START

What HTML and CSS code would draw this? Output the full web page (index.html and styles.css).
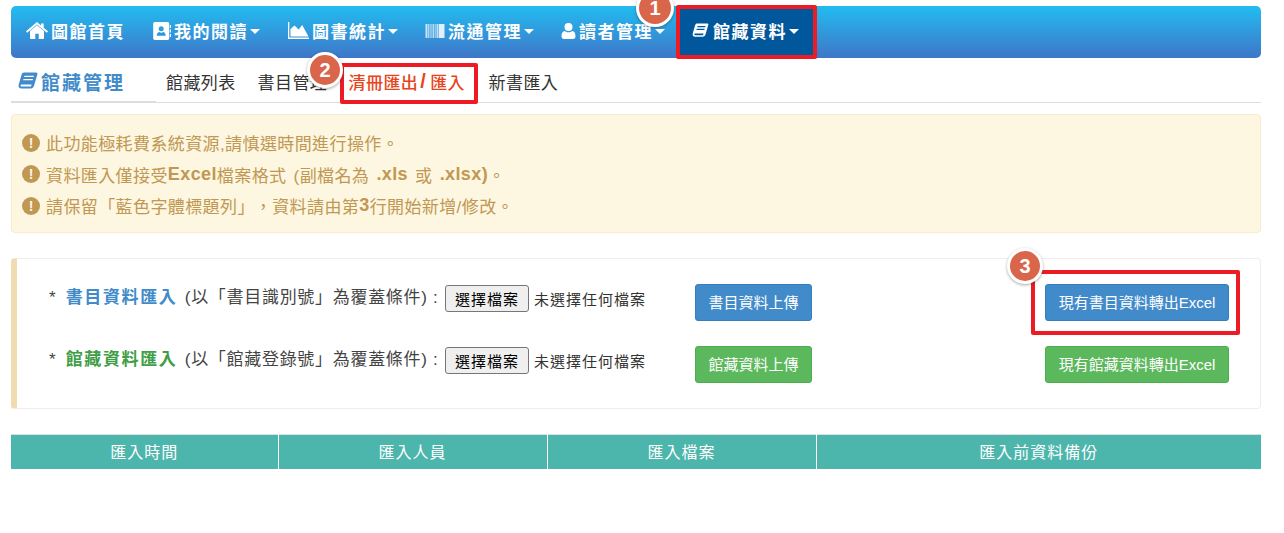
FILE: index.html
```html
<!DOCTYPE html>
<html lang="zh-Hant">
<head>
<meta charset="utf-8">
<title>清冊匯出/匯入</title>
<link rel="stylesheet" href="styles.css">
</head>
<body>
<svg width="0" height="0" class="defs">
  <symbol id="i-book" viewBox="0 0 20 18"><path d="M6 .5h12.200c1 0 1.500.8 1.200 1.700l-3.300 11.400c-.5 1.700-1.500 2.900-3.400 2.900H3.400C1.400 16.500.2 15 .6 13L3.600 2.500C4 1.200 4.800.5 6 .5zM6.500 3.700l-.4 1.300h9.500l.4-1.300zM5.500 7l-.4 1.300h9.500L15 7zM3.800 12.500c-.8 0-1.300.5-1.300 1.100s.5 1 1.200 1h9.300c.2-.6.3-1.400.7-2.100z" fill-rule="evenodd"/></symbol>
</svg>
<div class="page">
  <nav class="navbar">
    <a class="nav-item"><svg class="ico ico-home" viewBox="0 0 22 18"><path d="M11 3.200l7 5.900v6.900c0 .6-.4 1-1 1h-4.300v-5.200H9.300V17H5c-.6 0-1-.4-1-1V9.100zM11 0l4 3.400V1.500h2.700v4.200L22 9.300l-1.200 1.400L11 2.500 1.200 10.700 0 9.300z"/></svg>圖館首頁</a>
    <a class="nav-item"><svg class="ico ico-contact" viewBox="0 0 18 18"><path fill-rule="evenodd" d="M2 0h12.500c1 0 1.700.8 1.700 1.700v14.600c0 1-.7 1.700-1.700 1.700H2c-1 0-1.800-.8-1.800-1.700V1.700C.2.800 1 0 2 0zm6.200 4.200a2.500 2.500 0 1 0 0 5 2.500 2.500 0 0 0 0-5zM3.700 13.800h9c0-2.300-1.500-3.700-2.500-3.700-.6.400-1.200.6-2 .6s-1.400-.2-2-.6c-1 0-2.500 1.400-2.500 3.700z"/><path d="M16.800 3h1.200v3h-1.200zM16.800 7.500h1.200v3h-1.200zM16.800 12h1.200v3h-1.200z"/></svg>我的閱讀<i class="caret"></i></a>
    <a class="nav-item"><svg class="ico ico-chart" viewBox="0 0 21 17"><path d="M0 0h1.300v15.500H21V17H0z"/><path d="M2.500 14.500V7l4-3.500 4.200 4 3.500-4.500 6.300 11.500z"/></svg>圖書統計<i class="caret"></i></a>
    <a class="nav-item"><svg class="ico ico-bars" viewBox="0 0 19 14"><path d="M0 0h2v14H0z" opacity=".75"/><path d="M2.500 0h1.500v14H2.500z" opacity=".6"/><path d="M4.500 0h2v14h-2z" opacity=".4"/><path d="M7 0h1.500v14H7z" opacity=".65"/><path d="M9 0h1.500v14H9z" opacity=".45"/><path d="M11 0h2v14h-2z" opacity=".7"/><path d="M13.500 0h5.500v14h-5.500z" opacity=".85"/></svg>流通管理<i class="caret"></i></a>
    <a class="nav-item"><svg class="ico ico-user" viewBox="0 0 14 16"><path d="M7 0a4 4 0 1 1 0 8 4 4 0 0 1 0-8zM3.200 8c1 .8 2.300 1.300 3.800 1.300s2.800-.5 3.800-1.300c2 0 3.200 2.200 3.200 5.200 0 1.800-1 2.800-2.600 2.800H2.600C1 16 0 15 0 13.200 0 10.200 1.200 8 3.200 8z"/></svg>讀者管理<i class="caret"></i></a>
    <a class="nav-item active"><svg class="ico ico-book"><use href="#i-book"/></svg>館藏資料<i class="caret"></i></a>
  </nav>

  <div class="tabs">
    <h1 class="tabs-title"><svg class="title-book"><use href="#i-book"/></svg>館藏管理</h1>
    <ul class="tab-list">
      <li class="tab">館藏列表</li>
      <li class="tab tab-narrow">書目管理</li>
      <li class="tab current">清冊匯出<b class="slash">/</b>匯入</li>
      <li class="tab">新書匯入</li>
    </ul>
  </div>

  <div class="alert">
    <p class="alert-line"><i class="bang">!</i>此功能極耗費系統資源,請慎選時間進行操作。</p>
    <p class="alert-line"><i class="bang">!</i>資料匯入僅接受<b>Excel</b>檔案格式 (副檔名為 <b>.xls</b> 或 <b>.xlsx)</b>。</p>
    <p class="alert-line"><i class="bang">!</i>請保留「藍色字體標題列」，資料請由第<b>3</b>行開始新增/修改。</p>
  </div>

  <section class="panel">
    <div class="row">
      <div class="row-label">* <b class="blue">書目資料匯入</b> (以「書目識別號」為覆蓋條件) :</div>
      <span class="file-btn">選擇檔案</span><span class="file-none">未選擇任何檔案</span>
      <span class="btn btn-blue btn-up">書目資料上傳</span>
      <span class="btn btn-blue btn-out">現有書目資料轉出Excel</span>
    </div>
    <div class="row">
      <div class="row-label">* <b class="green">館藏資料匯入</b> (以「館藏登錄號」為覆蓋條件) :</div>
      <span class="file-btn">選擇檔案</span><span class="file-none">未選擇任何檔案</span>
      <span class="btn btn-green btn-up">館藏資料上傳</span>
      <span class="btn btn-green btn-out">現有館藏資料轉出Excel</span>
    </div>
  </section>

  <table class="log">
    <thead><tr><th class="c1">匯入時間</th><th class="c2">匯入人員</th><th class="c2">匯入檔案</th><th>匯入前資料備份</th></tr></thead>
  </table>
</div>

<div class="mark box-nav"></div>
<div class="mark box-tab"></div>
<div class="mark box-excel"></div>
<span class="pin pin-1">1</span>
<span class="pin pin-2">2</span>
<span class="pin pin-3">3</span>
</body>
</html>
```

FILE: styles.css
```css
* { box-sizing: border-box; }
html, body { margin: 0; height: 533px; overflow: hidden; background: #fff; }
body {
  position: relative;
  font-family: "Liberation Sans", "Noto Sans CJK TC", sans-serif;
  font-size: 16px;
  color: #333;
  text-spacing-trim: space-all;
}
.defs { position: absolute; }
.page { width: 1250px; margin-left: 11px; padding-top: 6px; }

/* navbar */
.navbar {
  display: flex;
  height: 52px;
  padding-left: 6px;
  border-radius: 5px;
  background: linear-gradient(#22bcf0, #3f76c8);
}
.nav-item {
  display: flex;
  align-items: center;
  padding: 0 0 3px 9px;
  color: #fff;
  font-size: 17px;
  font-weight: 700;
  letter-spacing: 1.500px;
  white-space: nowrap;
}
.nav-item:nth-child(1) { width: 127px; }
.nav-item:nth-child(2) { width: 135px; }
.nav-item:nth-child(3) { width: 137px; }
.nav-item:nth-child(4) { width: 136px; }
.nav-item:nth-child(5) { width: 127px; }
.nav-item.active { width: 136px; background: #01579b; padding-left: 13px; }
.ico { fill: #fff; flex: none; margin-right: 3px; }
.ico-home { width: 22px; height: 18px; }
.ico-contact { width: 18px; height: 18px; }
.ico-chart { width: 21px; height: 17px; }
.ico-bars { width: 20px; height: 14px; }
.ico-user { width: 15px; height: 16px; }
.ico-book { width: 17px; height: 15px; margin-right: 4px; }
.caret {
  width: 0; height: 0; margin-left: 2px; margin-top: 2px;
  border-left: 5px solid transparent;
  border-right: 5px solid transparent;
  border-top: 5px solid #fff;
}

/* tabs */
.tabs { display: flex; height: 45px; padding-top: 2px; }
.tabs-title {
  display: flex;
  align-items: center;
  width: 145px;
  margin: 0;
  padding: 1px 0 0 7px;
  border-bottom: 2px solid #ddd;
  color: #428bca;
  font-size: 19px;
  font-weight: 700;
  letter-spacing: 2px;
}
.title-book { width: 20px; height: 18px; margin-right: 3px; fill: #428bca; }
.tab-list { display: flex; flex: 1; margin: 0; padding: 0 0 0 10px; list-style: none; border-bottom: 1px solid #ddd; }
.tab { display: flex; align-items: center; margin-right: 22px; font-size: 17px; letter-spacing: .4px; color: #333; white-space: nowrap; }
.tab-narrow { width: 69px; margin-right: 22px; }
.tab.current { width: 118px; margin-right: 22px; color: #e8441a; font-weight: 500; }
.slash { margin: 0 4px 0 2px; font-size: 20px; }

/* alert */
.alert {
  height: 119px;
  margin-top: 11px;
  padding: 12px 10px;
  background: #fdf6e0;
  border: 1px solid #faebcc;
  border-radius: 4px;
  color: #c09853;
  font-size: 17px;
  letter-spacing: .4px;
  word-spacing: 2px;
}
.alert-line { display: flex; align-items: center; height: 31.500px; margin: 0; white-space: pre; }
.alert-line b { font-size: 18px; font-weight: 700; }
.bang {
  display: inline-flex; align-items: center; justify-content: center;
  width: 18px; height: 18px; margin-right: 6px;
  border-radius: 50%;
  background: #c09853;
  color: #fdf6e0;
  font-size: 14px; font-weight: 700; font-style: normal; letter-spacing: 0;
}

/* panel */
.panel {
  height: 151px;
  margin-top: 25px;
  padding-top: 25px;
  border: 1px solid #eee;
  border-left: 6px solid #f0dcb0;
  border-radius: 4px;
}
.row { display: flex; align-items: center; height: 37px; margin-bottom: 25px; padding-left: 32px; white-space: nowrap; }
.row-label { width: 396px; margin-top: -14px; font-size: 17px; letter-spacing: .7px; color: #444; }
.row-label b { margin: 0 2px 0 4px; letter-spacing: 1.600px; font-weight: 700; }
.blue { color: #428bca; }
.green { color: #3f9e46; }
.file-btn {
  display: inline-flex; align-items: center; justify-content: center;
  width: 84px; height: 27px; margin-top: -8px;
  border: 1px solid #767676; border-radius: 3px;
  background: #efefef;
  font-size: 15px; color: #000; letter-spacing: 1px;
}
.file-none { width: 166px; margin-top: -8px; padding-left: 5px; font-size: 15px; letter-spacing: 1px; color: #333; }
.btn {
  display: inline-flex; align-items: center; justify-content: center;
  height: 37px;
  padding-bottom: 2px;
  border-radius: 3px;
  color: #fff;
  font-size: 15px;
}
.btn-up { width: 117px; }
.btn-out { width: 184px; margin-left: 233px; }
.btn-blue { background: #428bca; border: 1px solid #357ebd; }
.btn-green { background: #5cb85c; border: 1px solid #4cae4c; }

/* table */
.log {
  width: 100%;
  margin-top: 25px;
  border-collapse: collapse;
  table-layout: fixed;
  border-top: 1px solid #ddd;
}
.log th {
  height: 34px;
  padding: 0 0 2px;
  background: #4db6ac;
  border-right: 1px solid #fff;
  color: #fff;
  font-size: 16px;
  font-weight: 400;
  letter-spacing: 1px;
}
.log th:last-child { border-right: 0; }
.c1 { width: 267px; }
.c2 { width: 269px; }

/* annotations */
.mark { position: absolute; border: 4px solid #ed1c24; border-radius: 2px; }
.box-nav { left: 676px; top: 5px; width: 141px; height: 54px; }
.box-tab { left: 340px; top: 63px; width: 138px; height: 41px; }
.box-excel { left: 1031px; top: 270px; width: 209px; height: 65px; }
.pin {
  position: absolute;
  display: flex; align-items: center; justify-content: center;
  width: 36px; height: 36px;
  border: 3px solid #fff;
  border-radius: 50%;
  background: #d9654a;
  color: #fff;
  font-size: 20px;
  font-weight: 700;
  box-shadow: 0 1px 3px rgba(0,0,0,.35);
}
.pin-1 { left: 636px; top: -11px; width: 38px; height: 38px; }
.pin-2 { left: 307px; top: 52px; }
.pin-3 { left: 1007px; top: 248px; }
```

END

What you have to do » Using the listing above, state the number of lines that hold "page", with no other text.

Reply to the exercise » 3